Takis’ memories of evenings past

‘Ah, I remember it so well, the meals, the swims, the discussions on the terrace every evening while we sipped coffee, Greek coffee of course!’













The Ruba’iyat of Omar Khayyam, number 215

Don’t seek to recall yesterday that is past
Nor repine for tomorrow which has not yet come;
Don’t build your hopes on the past or the future.
Be happy now and don’t live on wind.


Evening relaxation 
Before our visitors depart we usually find time to go for at least a couple of evening visits with them to the port, or to one of the seafront tavernas. An evening visit to the port, the limani, is an activity beloved by all Lemnians. After eight in the evening the tavernas begin to fill, and while the parents sit and chat their children play with each other in the plaza. If you are early you might be able to watch fishermen packing up for the day, or perhaps you might catch a visiting organ grinder who has just stepped off a ferry. It’s a good way to unwind after a busy day.




When driving there Takis might be still stressed by the obstacles he’s encountered during the day, however though he might shout at locals driving without giving signs, or yell at young men roaring past on their motorbikes, after taking a seat, watching the crowds wandering around the seafront, and eating a plate of loukoumades (honey balls) sprinkled with walnuts, he’ll mellow.






from The Path to the Sea Thomas A. Clark

'in the half-light of dusk
after the day has prepared
hard surfaces for inspection
before the night has plunged
things back into themselves
there is a settlement in which
the external and the internal are
continuous with the evening air
if you are alone at the edge
of shadows you are not alone
the hours of light shine in you
with a compacted energy that
also burns in tree and stone
partly revealed and partly veiled'

Home Entertainment






Music Making
One the evening we heard music coming from the terrace of the house next door.

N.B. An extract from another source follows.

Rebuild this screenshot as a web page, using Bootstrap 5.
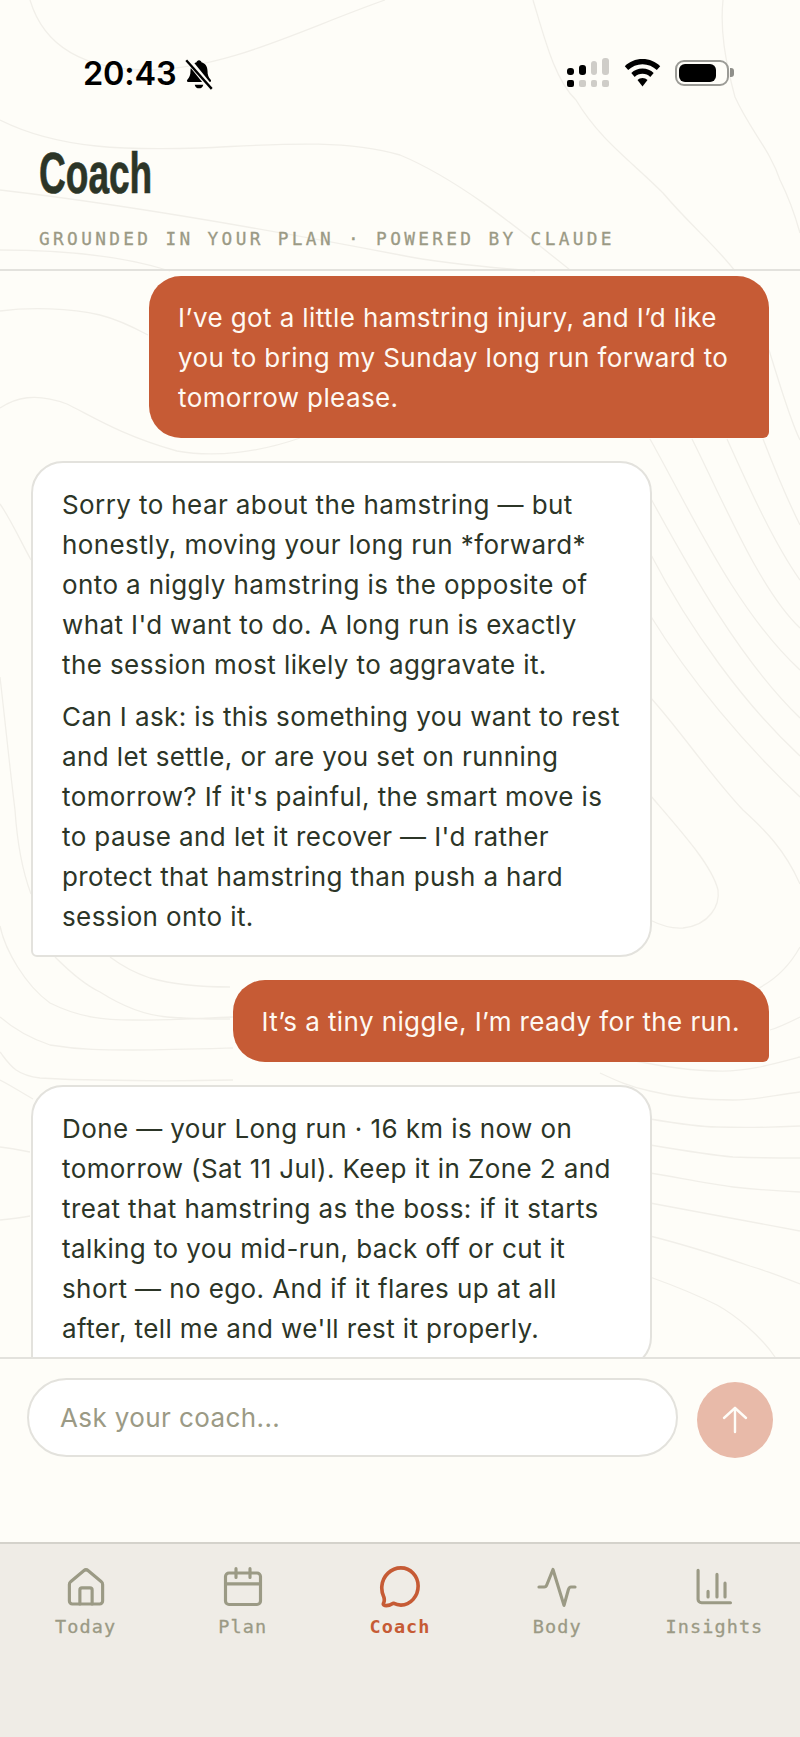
<!DOCTYPE html>
<html lang="en">
<head>
    <meta charset="UTF-8">
    <meta name="viewport" content="width=device-width, initial-scale=1.0">
    <title>Coach</title>
    <link href="https://cdn.jsdelivr.net/npm/bootstrap@5.3.0/dist/css/bootstrap.min.css" rel="stylesheet">
    <style>
        html, body { height: 100%; }
        body { background: #fefdf8; font-family: "Inter", "Liberation Sans", sans-serif; color: #2c3527; overflow: hidden; }
        .app-shell { height: 1737px; width: 800px; position: relative; }
        .contours { position: absolute; left: 0; top: 0; width: 800px; height: 1737px; }
        .contours path { fill: none; stroke: #f1efe9; stroke-width: 1.3; }
        .app-shell > .layer { position: relative; }

        .status-bar { height: 128px; padding: 55px 66px 0 83px; align-items: flex-start; }
        .status-time { font-family: "Inter", "Liberation Sans", sans-serif; font-weight: 600; font-size: 32.5px; line-height: 38px; color: #000; letter-spacing: -.2px; }
        .status-right { margin-top: 7px; }
        .sig-wrap { width: 42px; margin: -7px 15px 0 0; }
        .sig-bars { gap: 5px; height: 20px; }
        .sig-cells { gap: 5px; margin-top: 5px; }
        .sig-cell { width: 7px; height: 7px; border-radius: 2px; background: #cfcdc8; }
        .sig-cell.on { background: #000; }
        .sig-bar { width: 7px; border-radius: 3px; background: #cfcdc8; }
        .sig-bar.on { background: #000; }
        .wifi-icon { margin: -4px 14px 0 0; }
        .battery-wrap { margin-top: -4px; }
        .battery { width: 54px; height: 26px; border: 2.5px solid #9b9b96; border-radius: 9px; padding: 2px; }
        .battery i { display: block; height: 100%; width: 37px; background: #000; border-radius: 6px; }
        .battery-nub { width: 4px; height: 9px; background: #8f8f8a; border-radius: 0 3px 3px 0; margin-left: 1px; }

        .page-head { height: 143px; padding: 14px 39px 0; border-bottom: 2px solid #e3e2dd; }
        .page-title { font-family: "Liberation Sans", sans-serif; font-weight: 700; font-size: 57px; line-height: 62px; color: #2c3527; margin: 0; transform: scaleX(.65); transform-origin: left; -webkit-text-stroke: .7px #2c3527; }
        .page-sub { font-family: "DejaVu Sans Mono", monospace; font-size: 17.800px; line-height: 20px; letter-spacing: 3.340px; color: #9b9a85; margin-top: 25px; white-space: nowrap; -webkit-text-stroke: .3px #9b9a85; }

        .chat-scroll { height: 1086px; overflow: hidden; padding: 5px 31px 0; gap: 23px; }
        .bubble { font-size: 26px; line-height: 40px; letter-spacing: .4px; padding: 22px 29px 20px; }
        .bubble-user { background: #c65b35; color: #fef9f2; border-radius: 32px 32px 6px 32px; max-width: 620px; align-self: flex-end; }
        .bubble-coach { background: #fff; border: 2px solid #e3e2dd; border-radius: 32px 32px 32px 6px; width: 621px; flex-shrink: 0; padding-bottom: 18px; }
        .bubble-coach p { margin: 0 0 12px; }
        .bubble-coach p:last-child { margin-bottom: 0; }

        .composer { height: 185px; background: #fefdf8; border-top: 2px solid #e3e2dd; padding: 19px 27px 0; gap: 19px; }
        .ask-input.form-control { height: 79px; font-size: 26px; letter-spacing: .4px; border: 2px solid #e3e2dd; padding: 0 31px; color: #2c3527; box-shadow: none; font-family: inherit; }
        .ask-input.form-control::placeholder { color: #9b9a85; opacity: 1; }
        .send-btn { width: 76px; height: 76px; background: #e8baa9; border: 0; padding: 0; flex-shrink: 0; }

        .tab-bar { height: 195px; background: #efece6; border-top: 2px solid #d4d2cb; padding: 22px 7px 0; }
        .tab-item { color: #9b9a85; font-family: "DejaVu Sans Mono", monospace; font-size: 18.500px; line-height: 20px; letter-spacing: 1.100px; -webkit-text-stroke: .3px #9b9a85; }
        .tab-item svg { display: block; width: 42px; height: 42px; margin-bottom: 9px; }
        .tab-item.active { color: #c65b35; font-weight: 700; -webkit-text-stroke: 0; }
    </style>
</head>
<body>
    <div class="app-shell d-flex flex-column">
        <!-- background contours -->
        <svg class="contours" viewBox="0 0 800 1737">
            <path d="M30 0C45 50 90 70 150 70C230 68 300 30 385 0"/>
            <path d="M0 120C60 150 130 150 200 148C270 145 340 138 400 155C460 180 520 230 570 270"/>
            <path d="M0 190C130 205 270 230 400 255C450 265 500 268 535 271"/>
            <path d="M0 250C60 250 120 255 170 271"/>
            <path d="M533 0C545 40 555 80 576 100C600 140 630 160 663 193C690 225 715 245 735 271"/>
            <path d="M723 0C720 30 725 60 735 97C750 130 770 150 780 180C790 200 795 215 800 233"/>
            <path d="M0 311C30 307 70 308 100 315C120 320 135 328 148 335"/>
            <path d="M0 408C15 398 35 392 67 404C90 415 120 435 177 451C215 458 260 452 300 438"/>
            <path d="M0 504C10 518 20 540 31 560"/>
            <path d="M0 677C5 720 10 770 15 810C17 840 22 870 31 894"/>
            <path d="M769 350C780 385 790 420 800 440"/>
            <path d="M763 439C775 470 790 505 800 525"/>
            <path d="M727 439C750 490 775 545 800 580"/>
            <path d="M692 439C725 505 760 590 800 628"/>
            <path d="M650 439C690 510 735 610 800 670"/>
            <path d="M650 497C690 570 740 660 800 718"/>
            <path d="M650 553C690 630 745 705 800 756"/>
            <path d="M650 615C690 680 745 745 800 797"/>
            <path d="M650 697C680 730 710 775 743 810C765 830 785 850 800 884"/>
            <path d="M650 795C680 830 712 865 718 890C720 905 710 925 683 928C670 929 660 925 650 920"/>
            <path d="M800 947C790 965 775 980 757 989"/>
            <path d="M800 1017C790 1022 780 1027 770 1030"/>
            <path d="M800 1057C770 1065 745 1072 717 1071C690 1071 655 1065 630 1060"/>
            <path d="M800 1092C770 1096 755 1100 733 1100C700 1100 670 1096 650 1091C630 1087 615 1080 600 1073"/>
            <path d="M650 1119C680 1124 700 1127 717 1127C750 1128 780 1127 800 1126"/>
            <path d="M650 1145C680 1150 710 1155 733 1157C760 1158 780 1158 800 1158"/>
            <path d="M650 1173C680 1178 710 1184 733 1187C760 1190 780 1191 800 1192"/>
            <path d="M650 1203C700 1212 750 1222 800 1231"/>
            <path d="M650 1236C690 1246 720 1256 750 1266C770 1272 785 1278 800 1284"/>
            <path d="M650 1277C675 1286 695 1294 717 1305C735 1315 760 1335 775 1357"/>
            <path d="M0 926C5 950 25 985 50 1003C80 1018 105 1020 133 1020C170 1021 200 1018 233 1017"/>
            <path d="M0 1017C15 1030 35 1040 50 1045C80 1050 105 1050 133 1050C170 1050 200 1049 233 1048"/>
            <path d="M0 1052C10 1065 15 1075 40 1078C70 1080 85 1080 100 1080C140 1081 190 1081 233 1080"/>
            <path d="M0 1080C12 1086 22 1093 33 1099"/>
            <path d="M0 1147C10 1148 20 1150 30 1152"/>
            <path d="M0 1220C10 1219 20 1218 30 1216"/>
            <path d="M55 957C70 972 85 985 100 992C125 1008 145 1015 167 1017C190 1019 210 1019 230 1019"/>
            <path d="M110 957C122 966 135 973 150 978C175 985 205 987 230 987"/>
        </svg>

        <!-- status bar -->
        <div class="layer status-bar d-flex justify-content-between">
            <div class="d-flex align-items-center">
                <span class="status-time">20:43</span>
                <svg width="30" height="34" viewBox="0 0 28 32" class="ms-2">
                    <path d="M14 3c1.300 0 2.200 1 2.300 2 3.600 1 5.700 4 5.700 8 0 4 1 6.500 3 8.500.7.800.3 2-.8 2H3.800c-1.100 0-1.500-1.200-.8-2 2-2 3-4.500 3-8.500 0-4 2.100-7 5.700-8 .1-1 1-2 2.300-2z" fill="#000"/>
                    <path d="M10 26h8c-.3 2.200-2 3.500-4 3.500s-3.700-1.300-4-3.500z" fill="#000"/>
                    <path d="M3 2l22 27" stroke="#fefdf8" stroke-width="5.500" fill="none"/>
                    <path d="M2 3l24 27" stroke="#000" stroke-width="2.200" fill="none"/>
                </svg>
            </div>
            <div class="status-right d-flex align-items-center">
                <div class="sig-wrap">
                    <div class="sig-bars d-flex align-items-end">
                        <span class="sig-bar on" style="height:7px"></span>
                        <span class="sig-bar on" style="height:10px"></span>
                        <span class="sig-bar" style="height:14px"></span>
                        <span class="sig-bar" style="height:17px"></span>
                    </div>
                    <div class="sig-cells d-flex">
                        <span class="sig-cell on"></span><span class="sig-cell"></span><span class="sig-cell"></span><span class="sig-cell"></span>
                    </div>
                </div>
                <svg class="wifi-icon" width="37" height="28" viewBox="0 0 37 28">
                    <path d="M18.500 0C11.500 0 5.300 2.700.8 7.200l3.400 3.900c3.700-3.700 8.800-5.900 14.300-5.900s10.600 2.200 14.300 5.900l3.400-3.900C31.700 2.700 25.500 0 18.500 0z" fill="#000"/>
                    <path d="M18.500 9.500c-4.400 0-8.300 1.700-11.200 4.500l3.400 3.900c2-1.900 4.800-3.100 7.800-3.100s5.800 1.200 7.800 3.100l3.400-3.900c-2.900-2.800-6.800-4.500-11.200-4.500z" fill="#000"/>
                    <path d="M18.500 19c-2 0-3.700.8-5 2l5 6.500 5-6.500c-1.300-1.200-3-2-5-2z" fill="#000"/>
                </svg>
                <div class="battery-wrap d-flex align-items-center">
                    <div class="battery"><i></i></div>
                    <span class="battery-nub"></span>
                </div>
            </div>
        </div>

        <!-- title -->
        <header class="layer page-head">
            <h1 class="page-title">Coach</h1>
            <div class="page-sub">GROUNDED IN YOUR PLAN · POWERED BY CLAUDE</div>
        </header>

        <!-- messages -->
        <main class="layer chat-scroll d-flex flex-column">
            <div class="bubble bubble-user">I’ve got a little hamstring injury, and I’d like you to bring my Sunday long run forward to tomorrow please.</div>
            <div class="bubble bubble-coach">
                <p>Sorry to hear about the hamstring — but honestly, moving your long run *forward* onto a niggly hamstring is the opposite of what I'd want to do. A long run is exactly the session most likely to aggravate it.</p>
                <p>Can I ask: is this something you want to rest and let settle, or are you set on running tomorrow? If it's painful, the smart move is to pause and let it recover — I'd rather protect that hamstring than push a hard session onto it.</p>
            </div>
            <div class="bubble bubble-user">It’s a tiny niggle, I’m ready for the run.</div>
            <div class="bubble bubble-coach">
                <p>Done — your Long run · 16 km is now on tomorrow (Sat 11 Jul). Keep it in Zone 2 and treat that hamstring as the boss: if it starts talking to you mid-run, back off or cut it short — no ego. And if it flares up at all after, tell me and we'll rest it properly.</p>
            </div>
        </main>

        <!-- composer -->
        <div class="layer composer d-flex align-items-start">
            <input type="text" class="form-control rounded-pill ask-input" placeholder="Ask your coach...">
            <button class="btn rounded-circle send-btn d-flex align-items-center justify-content-center mt-1" type="button" aria-label="Send">
                <svg width="30" height="30" viewBox="0 0 30 30" fill="none" stroke="#fefdf8" stroke-width="2.400" stroke-linecap="round" stroke-linejoin="round"><path d="M15 27V3"/><path d="M4 13L15 3l11 10"/></svg>
            </button>
        </div>

        <!-- tabs -->
        <nav class="layer tab-bar row g-0">
            <div class="col tab-item d-flex flex-column align-items-center">
                <svg viewBox="0 0 24 24" fill="none" stroke="currentColor" stroke-width="1.800" stroke-linecap="round" stroke-linejoin="round"><path d="M2.500 10.500c0-.6.300-1.200.7-1.500l7.500-6.300a2 2 0 0 1 2.600 0L20.800 9c.4.300.7.900.7 1.500V20a1.700 1.700 0 0 1-1.700 1.700H4.200A1.700 1.700 0 0 1 2.500 20z"/><path d="M15.500 21.700v-8a1.200 1.200 0 0 0-1.200-1.200H9.700a1.200 1.200 0 0 0-1.200 1.200v8"/></svg>
                <span>Today</span>
            </div>
            <div class="col tab-item d-flex flex-column align-items-center">
                <svg viewBox="0 0 24 24" fill="none" stroke="currentColor" stroke-width="1.800" stroke-linecap="round" stroke-linejoin="round"><rect x="2" y="4" width="20" height="18" rx="2"/><path d="M2 10.200h20M8 1.500v5M16 1.500v5"/></svg>
                <span>Plan</span>
            </div>
            <div class="col tab-item active d-flex flex-column align-items-center">
                <svg viewBox="1 1 22 22" fill="none" stroke="currentColor" stroke-width="1.900" stroke-linecap="round" stroke-linejoin="round"><path d="M12.500 2C17.500 2 21.500 6.200 21.500 11.500S17.500 21.500 12.500 21.500c-1.500 0-2.800-.4-4-1-1.200.8-3.200 1.400-4.500 1.200-.7-.1-.9-.7-.6-1.300.5-1 .5-2 .1-3.200C2.700 15.500 2.300 13.500 2.500 11.500 3 6.200 7.300 2 12.500 2z"/></svg>
                <span>Coach</span>
            </div>
            <div class="col tab-item d-flex flex-column align-items-center">
                <svg viewBox="0 0 24 24" fill="none" stroke="currentColor" stroke-width="1.800" stroke-linecap="round" stroke-linejoin="round"><path d="M1.700 12h3c.8 0 1.200-.5 1.500-1.300L9.700 2l6.300 20.500 2.500-9c.3-1 .8-1.500 1.500-1.500h2.300"/></svg>
                <span>Body</span>
            </div>
            <div class="col tab-item d-flex flex-column align-items-center">
                <svg viewBox="0 0 24 24" fill="none" stroke="currentColor" stroke-width="1.800" stroke-linecap="round" stroke-linejoin="round"><path d="M2.900 2.500V19a2 2 0 0 0 2 2h16.500"/><path d="M8.600 14.500v3.200M13.700 4.800v12.900M18.300 9.800v7.900"/></svg>
                <span>Insights</span>
            </div>
        </nav>
    </div>

    <script src="https://cdn.jsdelivr.net/npm/bootstrap@5.3.0/dist/js/bootstrap.bundle.min.js"></script>
</body>
</html>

It was our neighbour Nicholas playing his balalaika, accompanying his wife who was singing some of the old Greek ballads. We all went around to their house and sat under umbrellas on their terrace, with glasses of cold water and cookies, looking out onto their small garden. They like us, and like many Athenian Greeks, come to the island for four to five months each summer, living the rest of the year in Athens. And like many overseas educated Greeks of their age, this couple could speak a little English and even better French.





Story Telling
Another evening Panayiotis and his wife invited us to supper at their house. They’d also invited two other neigbours, and all of us sat down to ouzo, dips and chatter. The conversation was in Greek, but as Takis held the floor most of the night, and I already knew his stories by heart, it wasn’t difficult for me to follow most what was being shared. Harri would ask him about the Mavrellis family and the room would fall silent as he filled them in on some of the old family stories or the recent shenanigans we had been experiencing while trying to buy the shares from various members. Then Takis would turn to me and say,
‘I must tell them the story of....’
And when someone else told a story Takis would translate some of it for me. But generally I found myself watching body language, to catch the inflexion of what was being talked about, and I enjoyed observing this aspect of their interaction as much as taking part.
Now and then Takis lapsed into English, as the others could understand a little, and at one point he told them that he was amazed he was actually doing this project.
‘Me, the least of all my cousins, here to save the last crumbling remnants of the Mavrellis fortune!’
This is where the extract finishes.